Fertility is symbolized by ploughed fields, gardens, etc.
I have shown in another book, “Psychoanalysis, Its History, Theory and Practice,” that symbols are absolutely universal and that the folklore of the various races and of the various centuries draws upon the same material for the purpose of simplified representation. Differences in climate, fauna and flora are purely superficial. Dwellers of the Polar regions are not likely to compare anything to a palm tree which they have never seen, nor will tropical races symbolize coldness through snowfields.
Experiments made by Dr. Karl Schrötter have confirmed Freud’s and Jung’s theories of symbolization in dreams. To the uninitiated and sceptical, dream symbols generally appear rather ludicrous fancies and not a few opponents of psychoanalysis hold that symbols were resorted to by analysts unable to read an obvious wish fulfilment in every dream.
Schrötter hypnotized his patients, then suggested to them a dream outline, ordering them also to indicate through an appropriate gesture when the dream would begin and end. This enabled him, by the way, to record the duration of every dream.[4]
He then awakened the subject and made him tell his dream.
One of his patients, a woman drawing toward middle age, who had been greatly upset when she learnt that the man she loved was suffering from syphilis, was asked to have a dream symbolizing her state of mind.

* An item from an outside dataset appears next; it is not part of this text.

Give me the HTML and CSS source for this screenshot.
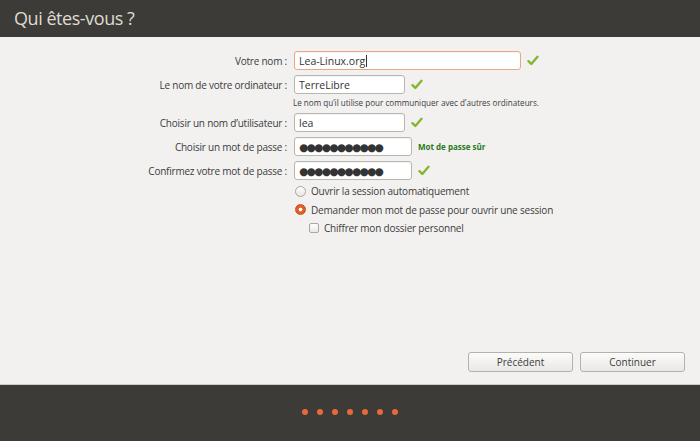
FILE: index.html
```html
<!DOCTYPE html>
<html lang="fr">
<head>
<meta charset="utf-8">
<title>Qui êtes-vous ?</title>
<link rel="stylesheet" href="styles.css">
</head>
<body>
<div class="window">
  <header class="topbar"><h1 class="title">Qui êtes-vous ?</h1></header>
  <main class="content">
    <div class="form">
      <div class="row">
        <label class="label">Votre nom :</label>
        <div class="field field-wide field-focus">Lea-Linux.org<span class="caret"></span></div>
        <svg class="check" viewBox="0 0 12 11"><path d="M1.5 6.2 L4.3 9 L10.5 1.8" fill="none" stroke="#86b52f" stroke-width="2.4" stroke-linecap="round" stroke-linejoin="round"/></svg>
      </div>
      <div class="row">
        <label class="label">Le nom de votre ordinateur :</label>
        <div class="field field-mid">TerreLibre</div>
        <svg class="check" viewBox="0 0 12 11"><path d="M1.5 6.2 L4.3 9 L10.5 1.8" fill="none" stroke="#86b52f" stroke-width="2.4" stroke-linecap="round" stroke-linejoin="round"/></svg>
      </div>
      <div class="hint">Le nom qu’il utilise pour communiquer avec d’autres ordinateurs.</div>
      <div class="row">
        <label class="label">Choisir un nom d’utilisateur :</label>
        <div class="field field-mid">lea</div>
        <svg class="check" viewBox="0 0 12 11"><path d="M1.5 6.2 L4.3 9 L10.5 1.8" fill="none" stroke="#86b52f" stroke-width="2.4" stroke-linecap="round" stroke-linejoin="round"/></svg>
      </div>
      <div class="row">
        <label class="label">Choisir un mot de passe :</label>
        <div class="field field-pw"><span class="dots">●●●●●●●●●●●</span></div>
        <span class="strength">Mot de passe sûr</span>
      </div>
      <div class="row">
        <label class="label">Confirmez votre mot de passe :</label>
        <div class="field field-pw"><span class="dots">●●●●●●●●●●●</span></div>
        <svg class="check" viewBox="0 0 12 11"><path d="M1.5 6.2 L4.3 9 L10.5 1.8" fill="none" stroke="#86b52f" stroke-width="2.4" stroke-linecap="round" stroke-linejoin="round"/></svg>
      </div>
      <div class="options">
        <div class="option"><span class="radio"></span>Ouvrir la session automatiquement</div>
        <div class="option"><span class="radio radio-on"></span>Demander mon mot de passe pour ouvrir une session</div>
        <div class="option option-sub"><span class="checkbox"></span>Chiffrer mon dossier personnel</div>
      </div>
    </div>
    <div class="actions">
      <button class="btn">Précédent</button>
      <button class="btn">Continuer</button>
    </div>
  </main>
  <footer class="bottombar">
    <div class="progress">
      <span class="dot"></span><span class="dot"></span><span class="dot"></span><span class="dot"></span><span class="dot"></span><span class="dot"></span><span class="dot"></span>
    </div>
  </footer>
</div>
</body>
</html>
```
FILE: styles.css
```css
* { box-sizing: border-box; }
html, body { margin: 0; padding: 0; }
body {
  font-family: "Open Sans", "Noto Sans", sans-serif;
  color: #3c3c3c;
  background: #f2f1f0;
}
.window {
  width: 700px;
  height: 441px;
  display: flex;
  flex-direction: column;
}
.topbar {
  height: 37px;
  background: #3c3b37;
  display: flex;
  align-items: center;
  padding-left: 14px;
}
.title {
  margin: 0;
  font-weight: 400;
  font-size: 18px;
  color: #dfdbd2;
  letter-spacing: -0.45px;
  padding-bottom: 2px;
}
.content {
  flex: 1;
  display: flex;
  flex-direction: column;
  background: #f2f1f0;
  border-bottom: 1px solid #cfccc6;
}
.form {
  padding-top: 14px;
  display: flex;
  flex-direction: column;
  flex: 1;
}
.row {
  display: flex;
  align-items: center;
  height: 19px;
  margin-bottom: 5px;
}
.row:nth-child(2) { margin-bottom: 3px; }
.label {
  width: 289px;
  text-align: right;
  padding-right: 2px;
  font-size: 10px;
  color: #3c3c3c;
  letter-spacing: -0.22px;
}
.field {
  margin-left: 5px;
  height: 19px;
  border: 1px solid #b9b6b0;
  border-radius: 3px;
  background: #fff;
  font-size: 10.5px;
  color: #333;
  padding-left: 4px;
  display: flex;
  align-items: center;
  box-shadow: inset 0 1px 1px rgba(0,0,0,0.05);
}
.field-wide { width: 227px; }
.field-mid { width: 111px; }
.field-pw { width: 118px; }
.field-focus { border-color: #eba68a; }
.caret {
  display: inline-block;
  width: 1px;
  height: 12px;
  background: #333;
  margin-left: 1px;
}
.dots {
  font-family: "DejaVu Sans", sans-serif;
  font-size: 10.5px;
  letter-spacing: -1.6px;
  color: #333;
  padding-left: 0;
}
.check {
  width: 12px;
  height: 11px;
  margin-left: 6px;
}
.strength {
  margin-left: 6px;
  font-size: 8px;
  font-weight: 700;
  color: #2a7a1c;
}
.hint {
  margin-left: 293px;
  font-size: 8.1px;
  color: #3c3c3c;
  margin-bottom: 5px;
  height: 11px;
  line-height: 11px;
}
.options {
  margin-left: 295px;
  display: flex;
  flex-direction: column;
  margin-top: -3px;
}
.option {
  display: flex;
  align-items: center;
  font-size: 10px;
  letter-spacing: -0.2px;
  height: 18.4px;
  color: #3c3c3c;
}
.option-sub { margin-left: 14px; }
.radio {
  width: 11px;
  height: 11px;
  border-radius: 50%;
  border: 1px solid #aaa69f;
  background: linear-gradient(#fdfdfd, #e8e6e3);
  margin-right: 5px;
  flex: none;
}
.radio-on {
  border-color: #c4501f;
  background: radial-gradient(circle, #fff 0 1.6px, #e0602a 2.2px);
}
.checkbox {
  width: 10px;
  height: 10px;
  border-radius: 2px;
  border: 1px solid #aaa69f;
  background: linear-gradient(#fdfdfd, #ebe9e6);
  margin-right: 5px;
  flex: none;
}
.actions {
  display: flex;
  justify-content: flex-end;
  gap: 7px;
  padding-right: 15px;
  padding-bottom: 12px;
}
.btn {
  width: 105px;
  height: 20px;
  border: 1px solid #b6b2ab;
  border-radius: 3px;
  background: linear-gradient(#fbfbfa, #eae8e5);
  font-family: "Open Sans", "Noto Sans", sans-serif;
  font-size: 10px;
  color: #3c3c3c;
  padding: 0;
}
.bottombar {
  height: 56px;
  background: #3c3b37;
  display: flex;
  align-items: center;
  justify-content: center;
}
.progress {
  display: flex;
  gap: 9px;
  margin-left: 0;
  margin-top: -2px;
}
.dot {
  width: 6px;
  height: 6px;
  border-radius: 50%;
  background: #e8693a;
}
```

Here is the vision she had:
“I am walking through a forest on an autumn day. The path is steep and I feel chilly. Some one whom I cannot distinguish is near me. I only feel the touch of a hand. I am very thirsty. I would like to slake my thirst at a spring but there is a sign on the spring that means poison: a skull and cross bones.”
The fancy is rather poetical and this example is quite typical of the symbolization of our life’s incidents by the dream work.
A patient with a strong resistance to the analytic method saw me in a dream “carrying a fake refrigerator full of make-believe meats, vegetables and fruits.”
The interpretation is obvious. I am carrying in a deceptive way an assortment of ideas which can be of no use to any one.